Ainsi, le ministre Akame Mfoumou, va donc arrêter avec ce Plan social d’urgence (PSU) et transférer les fonds de ce PSU, au service de la collecte d’ordures ménagères. C’est alors qu’on va mettre en place, au ministère des Finances, une subvention pour la collecte des ordures ménagères. Et je tiens à rappeler que, là, on ne respecte toujours pas la loi. Parce que, nous sommes encore sur la loi de 87, qui demande que la collecte des ordures ménagères soit du ressort des mairies d’arrondissements.
Il va falloir attendre la loi du 22 juillet 2004, pour que cette approche gouvernementale confirme effectivement l’attribution des compétences de collecte des ordures ménagères aux communautés urbaines. C’est-à-dire que, de 1998 à 2004, les communautés urbaines signaient des contrats dans l’illégalité. En 2004, on ramène alors la collecte des ordures ménagères aux communautés urbaines. Ce système propre au Cameroun, où la ville contracte et l’Etat paye grâce aux impôts collectés, a fonctionné correctement jusqu’à 2014, où le ministère des Finances commence à éprouver des difficultés de payements. Cette situation entraînera alors des grosses perturbations dans ce secteur d’activité.
Face aux difficultés du ministère des Finances à payer, en 2019, la loi des finances va instaurer les droits d’assises, pour pouvoir payer les prestations.
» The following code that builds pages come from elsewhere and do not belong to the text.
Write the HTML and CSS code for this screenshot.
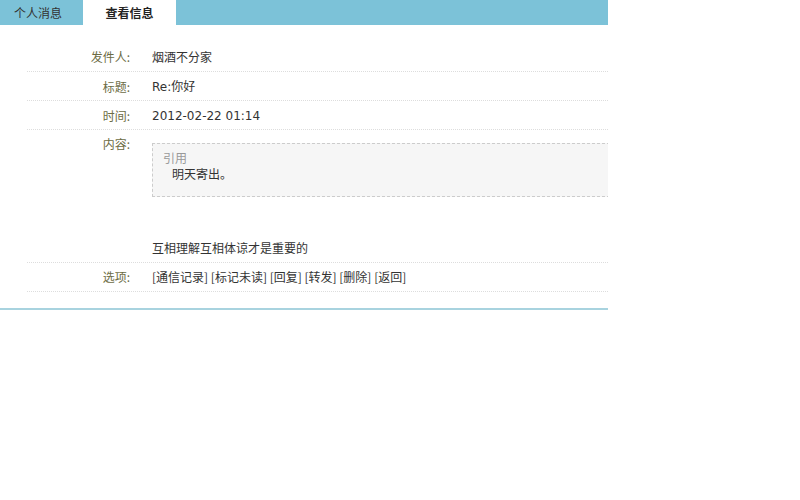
FILE: index.html
```html
<!DOCTYPE html>
<html lang="zh-CN">
<head>
  <meta charset="UTF-8">
  <title>查看信息</title>
  <link rel="stylesheet" href="styles.css">
</head>
<body>
  <div class="main">
    <ul class="tabs">
      <li><a href="#">个人消息</a></li>
      <li class="current"><a href="#">查看信息</a></li>
    </ul>

    <div class="msg">
      <div class="row">
        <div class="label">发件人:</div>
        <div class="value">烟酒不分家</div>
      </div>
      <div class="row">
        <div class="label">标题:</div>
        <div class="value latin">Re:你好</div>
      </div>
      <div class="row">
        <div class="label">时间:</div>
        <div class="value latin">2012-02-22 01:14</div>
      </div>
      <div class="row">
        <div class="label">内容:</div>
        <div class="value">
          <div class="quote">
            <div class="quote-title">引用</div>
            <div class="quote-body">明天寄出。</div>
          </div>
          <p class="body">互相理解互相体谅才是重要的</p>
        </div>
      </div>
      <div class="row">
        <div class="label">选项:</div>
        <div class="value actions">
          <a href="#">[通信记录]</a>
          <a href="#">[标记未读]</a>
          <a href="#">[回复]</a>
          <a href="#">[转发]</a>
          <a href="#">[删除]</a>
          <a href="#">[返回]</a>
        </div>
      </div>
    </div>
  </div>
</body>
</html>
```

FILE: styles.css
```css
body {
  margin: 0;
  background: #fff;
  font-family: "Noto Sans CJK SC", sans-serif;
  font-size: 12px;
  color: #333;
}
a {
  color: #333;
  text-decoration: none;
}
.main {
  width: 608px;
  overflow: hidden;
  padding-bottom: 16px;
  border-bottom: 2px solid #a8d3df;
}
.tabs {
  list-style: none;
  margin: 0;
  padding: 0;
  height: 25px;
  background: #7cc2d8;
  display: flex;
}
.tabs li a {
  display: block;
  width: 76px;
  padding-right: 7px;
  height: 25px;
  line-height: 25px;
  text-align: center;
  color: #333;
}
.tabs li.current a {
  width: 93px;
  padding-right: 0;
  background: #fff;
  font-weight: bold;
  color: #222;
}
.msg {
  margin: 18px 0 0 27px;
}
.row {
  display: flex;
  border-bottom: 1px dotted #ddd;
  padding: 5px 0;
  line-height: 18px;
}
.row:nth-child(2),
.row:nth-child(3) {
  padding: 6px 0 4px;
}
.label {
  width: 103px;
  text-align: right;
  color: #6c6c44;
}
.value {
  flex: 1;
  margin-left: 22px;
}
.value.latin {
  font-family: "DejaVu Sans", "Noto Sans CJK SC", sans-serif;
}
.quote {
  width: calc(100% + 20px);
  margin-top: 8px;
  padding: 6px 10px 14px;
  background: #f6f6f6;
  border: 1px dashed #ccc;
  line-height: 16px;
}
.quote-title {
  color: #999;
}
.quote-body {
  padding-left: 9px;
  color: #333;
}
.body {
  margin: 42px 0 0;
}
.actions a {
  margin-right: 0;
}
```
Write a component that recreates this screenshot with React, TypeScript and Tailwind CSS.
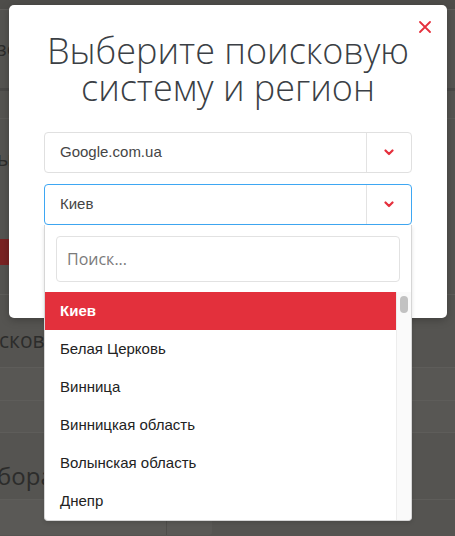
import React from 'react';

const regions = ['Киев', 'Белая Церковь', 'Винница', 'Винницкая область', 'Волынская область', 'Днепр'];

function Chevron() {
  return (
    <svg width="10" height="7" viewBox="0 0 10 7" className="block">
      <path d="M1.5 1.5 L5 5 L8.5 1.5" fill="none" stroke="#e5303d" strokeWidth="2.2" strokeLinecap="round" strokeLinejoin="round" />
    </svg>
  );
}

function Select({ value, active }: { value: string; active?: boolean }) {
  return (
    <div
      className={`flex h-[41px] items-stretch rounded-[4px] border bg-white ${active ? 'border-[#3ea7f3]' : 'border-[#e0e0e0]'}`}
    >
      <div className="flex flex-1 items-center pl-[15px] text-[15px] text-[#454545] [font-family:'Liberation_Sans',Arial,sans-serif]">
        {value}
      </div>
      <div className="flex w-[45px] items-center justify-center border-l border-[#e3e3e3]">
        <Chevron />
      </div>
    </div>
  );
}

export default function App() {
  return (
    <div className="relative h-[536px] w-[455px] overflow-hidden bg-[#555451] [font-family:'Open_Sans',sans-serif]">
      {/* dimmed page behind the modal */}
      <div className="flex flex-col text-[#2c2c2b]">
        <div className="h-[9px] bg-[#4e4d4a]" />
        <div className="flex h-[79px] items-center border-t border-[#5f5e5b] text-[20px]">
          <span className="-ml-[3px]">зе</span>
        </div>
        <div className="h-[3px] bg-[#4a4947]" />
        <div className="h-[28px] border-b border-[#5c5b58]" />
        <div className="flex h-[80px] items-center text-[20px]">
          <span className="-ml-[3px]">ы</span>
        </div>
        <div className="h-[40px]" />
        <div className="h-[26px] w-[30px] bg-[#7a2323]" />
        <div className="h-[30px] border-b border-[#5e5d5a]" />
        <div className="flex h-[72px] items-center pt-[20px] text-[21px]">
          <span className="-ml-[1px]">скова</span>
        </div>
        <div className="h-[34px] border-y border-[#5e5d5a] bg-[#585754]" />
        <div className="h-[32px] border-b border-[#5e5d5a] bg-[#585754]" />
        <div className="flex h-[66px] items-center pt-[20px] text-[24px]">
          <span className="-ml-[3px]">бора</span>
        </div>
        <div className="flex h-[36px] border-t border-[#5e5d5a]">
          <div className="w-[167px] border-r border-[#4e4d4a] bg-[#5a5956]" />
          <div className="w-[45px] rounded-br-[3px] bg-[#5a5956]" />
        </div>
      </div>

      {/* modal */}
      <div className="absolute left-[9px] top-[5px] h-[313px] w-[438px] rounded-[5px] bg-white px-[35px] pt-[27px] shadow-[0_2px_8px_rgba(0,0,0,0.25)]">
        <button className="absolute right-[16px] top-[16px] flex h-[12px] w-[12px] items-center justify-center">
          <svg width="12" height="12" viewBox="0 0 12 12">
            <path d="M1 1 L11 11 M11 1 L1 11" stroke="#e5303d" strokeWidth="1.8" strokeLinecap="round" />
          </svg>
        </button>
        <h2 className="text-center text-[36px] font-light leading-[37px] text-[#3b3f45]">
          Выберите поисковую
          <br />
          систему и регион
        </h2>
        <div className="mt-[26px] flex flex-col gap-[11px]">
          <Select value="Google.com.ua" />
          <div className="relative">
            <Select value="Киев" active />
            <div className="absolute left-0 top-full w-full rounded-b-[4px] border border-t-0 border-[#d6d6d6] bg-white shadow-[0_2px_4px_rgba(0,0,0,0.12)]">
              <div className="px-[11px] pb-[10px] pt-[11px]">
                <div className="flex h-[46px] items-center rounded-[4px] border border-[#e2e2e2] pl-[10px] text-[16px] text-[#7a7a7a]">
                  Поиск...
                </div>
              </div>
              <div className="flex h-[228px] overflow-hidden rounded-b-[4px]">
                <ul className="flex-1 [font-family:'Liberation_Sans',Arial,sans-serif] text-[15px] text-[#222]">
                  {regions.map((r, i) => (
                    <li
                      key={r}
                      className={`flex h-[38px] items-center pl-[15px] ${i === 0 ? 'bg-[#e3303c] font-bold text-white' : ''}`}
                    >
                      {r}
                    </li>
                  ))}
                </ul>
                <div className="w-[15px] border-l border-[#ededed] bg-[#fafafa] pt-[4px]">
                  <div className="mx-auto h-[17px] w-[8px] rounded-full bg-[#c2c2c2]" />
                </div>
              </div>
            </div>
          </div>
        </div>
      </div>
    </div>
  );
}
Là encore on est devant une réalité, où les faits sont différents des textes. Cette taxe est destinée essentiellement au payement de la collecte, de l’enlèvement et du traitement des déchets. Mais dans la pratique, ces droits d’assises sont bien collectés, mais, on ne les a pas destinés aux paiements des prestations pour lesquelles on les a créés.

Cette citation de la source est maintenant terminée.